* [WRITTEN TASK]: Give back the entire listing verbatim.

=== DATA ===

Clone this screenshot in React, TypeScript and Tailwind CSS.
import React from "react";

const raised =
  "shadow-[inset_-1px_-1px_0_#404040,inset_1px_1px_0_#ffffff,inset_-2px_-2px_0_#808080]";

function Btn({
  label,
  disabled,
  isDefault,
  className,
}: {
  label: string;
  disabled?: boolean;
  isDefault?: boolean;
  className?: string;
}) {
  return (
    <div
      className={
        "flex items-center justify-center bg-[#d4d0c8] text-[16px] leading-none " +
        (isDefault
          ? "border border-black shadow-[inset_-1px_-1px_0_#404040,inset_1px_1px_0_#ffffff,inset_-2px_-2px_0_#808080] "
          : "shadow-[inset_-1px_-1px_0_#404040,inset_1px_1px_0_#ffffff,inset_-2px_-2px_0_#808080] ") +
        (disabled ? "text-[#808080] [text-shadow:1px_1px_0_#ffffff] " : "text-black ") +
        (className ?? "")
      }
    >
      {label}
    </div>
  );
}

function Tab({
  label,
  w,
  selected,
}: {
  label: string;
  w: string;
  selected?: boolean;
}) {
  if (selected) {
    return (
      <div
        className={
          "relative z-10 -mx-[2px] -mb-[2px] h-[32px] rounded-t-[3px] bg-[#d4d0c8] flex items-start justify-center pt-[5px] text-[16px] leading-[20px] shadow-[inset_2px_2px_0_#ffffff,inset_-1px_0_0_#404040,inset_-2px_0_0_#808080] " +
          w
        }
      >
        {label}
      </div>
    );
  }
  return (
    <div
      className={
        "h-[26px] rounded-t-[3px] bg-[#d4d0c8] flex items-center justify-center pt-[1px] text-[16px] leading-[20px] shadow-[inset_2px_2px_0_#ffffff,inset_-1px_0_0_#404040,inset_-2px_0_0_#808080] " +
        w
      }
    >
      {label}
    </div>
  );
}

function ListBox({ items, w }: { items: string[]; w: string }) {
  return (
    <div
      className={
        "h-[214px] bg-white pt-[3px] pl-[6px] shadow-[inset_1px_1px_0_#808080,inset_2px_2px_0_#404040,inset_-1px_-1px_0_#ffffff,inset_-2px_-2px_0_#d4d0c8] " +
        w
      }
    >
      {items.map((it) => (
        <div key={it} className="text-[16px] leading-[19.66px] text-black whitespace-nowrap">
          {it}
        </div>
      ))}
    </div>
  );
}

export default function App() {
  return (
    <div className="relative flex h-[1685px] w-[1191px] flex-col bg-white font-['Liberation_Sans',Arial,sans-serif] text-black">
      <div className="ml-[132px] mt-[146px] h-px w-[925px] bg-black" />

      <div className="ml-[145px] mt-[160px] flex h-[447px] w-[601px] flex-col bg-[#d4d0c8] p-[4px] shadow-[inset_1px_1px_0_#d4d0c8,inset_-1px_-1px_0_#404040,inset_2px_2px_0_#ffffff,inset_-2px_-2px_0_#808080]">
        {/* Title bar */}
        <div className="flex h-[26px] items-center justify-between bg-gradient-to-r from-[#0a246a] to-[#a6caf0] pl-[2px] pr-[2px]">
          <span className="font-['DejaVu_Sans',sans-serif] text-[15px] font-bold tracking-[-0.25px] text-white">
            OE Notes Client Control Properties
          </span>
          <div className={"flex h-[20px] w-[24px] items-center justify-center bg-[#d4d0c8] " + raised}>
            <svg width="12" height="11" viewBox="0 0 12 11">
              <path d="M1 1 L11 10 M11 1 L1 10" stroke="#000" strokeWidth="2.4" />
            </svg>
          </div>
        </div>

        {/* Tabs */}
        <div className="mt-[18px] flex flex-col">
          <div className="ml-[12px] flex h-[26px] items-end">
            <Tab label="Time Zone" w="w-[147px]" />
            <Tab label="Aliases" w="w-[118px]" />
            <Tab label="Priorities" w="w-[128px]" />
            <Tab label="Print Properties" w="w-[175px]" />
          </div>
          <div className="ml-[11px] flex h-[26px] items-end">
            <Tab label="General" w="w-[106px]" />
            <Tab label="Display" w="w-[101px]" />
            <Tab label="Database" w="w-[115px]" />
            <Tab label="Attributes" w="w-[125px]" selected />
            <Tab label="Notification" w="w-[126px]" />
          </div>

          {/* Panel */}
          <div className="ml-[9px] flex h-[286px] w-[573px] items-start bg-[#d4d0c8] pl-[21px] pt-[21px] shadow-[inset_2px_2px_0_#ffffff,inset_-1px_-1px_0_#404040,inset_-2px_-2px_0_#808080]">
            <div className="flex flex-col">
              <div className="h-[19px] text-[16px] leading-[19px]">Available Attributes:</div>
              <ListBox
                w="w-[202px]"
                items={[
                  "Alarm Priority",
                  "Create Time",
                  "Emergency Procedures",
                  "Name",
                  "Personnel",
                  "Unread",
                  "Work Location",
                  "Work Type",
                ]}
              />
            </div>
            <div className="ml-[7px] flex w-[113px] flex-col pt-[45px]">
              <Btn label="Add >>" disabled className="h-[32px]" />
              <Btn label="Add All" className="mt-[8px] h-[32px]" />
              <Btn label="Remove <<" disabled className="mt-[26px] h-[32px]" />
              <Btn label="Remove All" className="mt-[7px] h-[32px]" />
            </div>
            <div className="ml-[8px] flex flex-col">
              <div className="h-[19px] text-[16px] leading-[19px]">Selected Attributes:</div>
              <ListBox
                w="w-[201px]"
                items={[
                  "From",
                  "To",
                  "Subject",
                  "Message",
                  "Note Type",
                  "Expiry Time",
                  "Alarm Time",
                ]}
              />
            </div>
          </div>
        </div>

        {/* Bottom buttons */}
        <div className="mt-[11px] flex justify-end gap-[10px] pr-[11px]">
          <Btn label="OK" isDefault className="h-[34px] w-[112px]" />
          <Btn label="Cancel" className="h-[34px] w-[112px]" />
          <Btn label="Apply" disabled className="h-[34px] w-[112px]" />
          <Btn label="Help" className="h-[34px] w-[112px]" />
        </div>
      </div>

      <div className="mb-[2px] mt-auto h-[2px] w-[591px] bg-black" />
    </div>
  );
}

===

* [COMPLETE ANSWER]:
Clone this screenshot in React, TypeScript and Tailwind CSS.
import React from "react";

const raised =
  "shadow-[inset_-1px_-1px_0_#404040,inset_1px_1px_0_#ffffff,inset_-2px_-2px_0_#808080]";

function Btn({
  label,
  disabled,
  isDefault,
  className,
}: {
  label: string;
  disabled?: boolean;
  isDefault?: boolean;
  className?: string;
}) {
  return (
    <div
      className={
        "flex items-center justify-center bg-[#d4d0c8] text-[16px] leading-none " +
        (isDefault
          ? "border border-black shadow-[inset_-1px_-1px_0_#404040,inset_1px_1px_0_#ffffff,inset_-2px_-2px_0_#808080] "
          : "shadow-[inset_-1px_-1px_0_#404040,inset_1px_1px_0_#ffffff,inset_-2px_-2px_0_#808080] ") +
        (disabled ? "text-[#808080] [text-shadow:1px_1px_0_#ffffff] " : "text-black ") +
        (className ?? "")
      }
    >
      {label}
    </div>
  );
}

function Tab({
  label,
  w,
  selected,
}: {
  label: string;
  w: string;
  selected?: boolean;
}) {
  if (selected) {
    return (
      <div
        className={
          "relative z-10 -mx-[2px] -mb-[2px] h-[32px] rounded-t-[3px] bg-[#d4d0c8] flex items-start justify-center pt-[5px] text-[16px] leading-[20px] shadow-[inset_2px_2px_0_#ffffff,inset_-1px_0_0_#404040,inset_-2px_0_0_#808080] " +
          w
        }
      >
        {label}
      </div>
    );
  }
  return (
    <div
      className={
        "h-[26px] rounded-t-[3px] bg-[#d4d0c8] flex items-center justify-center pt-[1px] text-[16px] leading-[20px] shadow-[inset_2px_2px_0_#ffffff,inset_-1px_0_0_#404040,inset_-2px_0_0_#808080] " +
        w
      }
    >
      {label}
    </div>
  );
}

function ListBox({ items, w }: { items: string[]; w: string }) {
  return (
    <div
      className={
        "h-[214px] bg-white pt-[3px] pl-[6px] shadow-[inset_1px_1px_0_#808080,inset_2px_2px_0_#404040,inset_-1px_-1px_0_#ffffff,inset_-2px_-2px_0_#d4d0c8] " +
        w
      }
    >
      {items.map((it) => (
        <div key={it} className="text-[16px] leading-[19.66px] text-black whitespace-nowrap">
          {it}
        </div>
      ))}
    </div>
  );
}

export default function App() {
  return (
    <div className="relative flex h-[1685px] w-[1191px] flex-col bg-white font-['Liberation_Sans',Arial,sans-serif] text-black">
      <div className="ml-[132px] mt-[146px] h-px w-[925px] bg-black" />

      <div className="ml-[145px] mt-[160px] flex h-[447px] w-[601px] flex-col bg-[#d4d0c8] p-[4px] shadow-[inset_1px_1px_0_#d4d0c8,inset_-1px_-1px_0_#404040,inset_2px_2px_0_#ffffff,inset_-2px_-2px_0_#808080]">
        {/* Title bar */}
        <div className="flex h-[26px] items-center justify-between bg-gradient-to-r from-[#0a246a] to-[#a6caf0] pl-[2px] pr-[2px]">
          <span className="font-['DejaVu_Sans',sans-serif] text-[15px] font-bold tracking-[-0.25px] text-white">
            OE Notes Client Control Properties
          </span>
          <div className={"flex h-[20px] w-[24px] items-center justify-center bg-[#d4d0c8] " + raised}>
            <svg width="12" height="11" viewBox="0 0 12 11">
              <path d="M1 1 L11 10 M11 1 L1 10" stroke="#000" strokeWidth="2.4" />
            </svg>
          </div>
        </div>

        {/* Tabs */}
        <div className="mt-[18px] flex flex-col">
          <div className="ml-[12px] flex h-[26px] items-end">
            <Tab label="Time Zone" w="w-[147px]" />
            <Tab label="Aliases" w="w-[118px]" />
            <Tab label="Priorities" w="w-[128px]" />
            <Tab label="Print Properties" w="w-[175px]" />
          </div>
          <div className="ml-[11px] flex h-[26px] items-end">
            <Tab label="General" w="w-[106px]" />
            <Tab label="Display" w="w-[101px]" />
            <Tab label="Database" w="w-[115px]" />
            <Tab label="Attributes" w="w-[125px]" selected />
            <Tab label="Notification" w="w-[126px]" />
          </div>

          {/* Panel */}
          <div className="ml-[9px] flex h-[286px] w-[573px] items-start bg-[#d4d0c8] pl-[21px] pt-[21px] shadow-[inset_2px_2px_0_#ffffff,inset_-1px_-1px_0_#404040,inset_-2px_-2px_0_#808080]">
            <div className="flex flex-col">
              <div className="h-[19px] text-[16px] leading-[19px]">Available Attributes:</div>
              <ListBox
                w="w-[202px]"
                items={[
                  "Alarm Priority",
                  "Create Time",
                  "Emergency Procedures",
                  "Name",
                  "Personnel",
                  "Unread",
                  "Work Location",
                  "Work Type",
                ]}
              />
            </div>
            <div className="ml-[7px] flex w-[113px] flex-col pt-[45px]">
              <Btn label="Add >>" disabled className="h-[32px]" />
              <Btn label="Add All" className="mt-[8px] h-[32px]" />
              <Btn label="Remove <<" disabled className="mt-[26px] h-[32px]" />
              <Btn label="Remove All" className="mt-[7px] h-[32px]" />
            </div>
            <div className="ml-[8px] flex flex-col">
              <div className="h-[19px] text-[16px] leading-[19px]">Selected Attributes:</div>
              <ListBox
                w="w-[201px]"
                items={[
                  "From",
                  "To",
                  "Subject",
                  "Message",
                  "Note Type",
                  "Expiry Time",
                  "Alarm Time",
                ]}
              />
            </div>
          </div>
        </div>

        {/* Bottom buttons */}
        <div className="mt-[11px] flex justify-end gap-[10px] pr-[11px]">
          <Btn label="OK" isDefault className="h-[34px] w-[112px]" />
          <Btn label="Cancel" className="h-[34px] w-[112px]" />
          <Btn label="Apply" disabled className="h-[34px] w-[112px]" />
          <Btn label="Help" className="h-[34px] w-[112px]" />
        </div>
      </div>

      <div className="mb-[2px] mt-auto h-[2px] w-[591px] bg-black" />
    </div>
  );
}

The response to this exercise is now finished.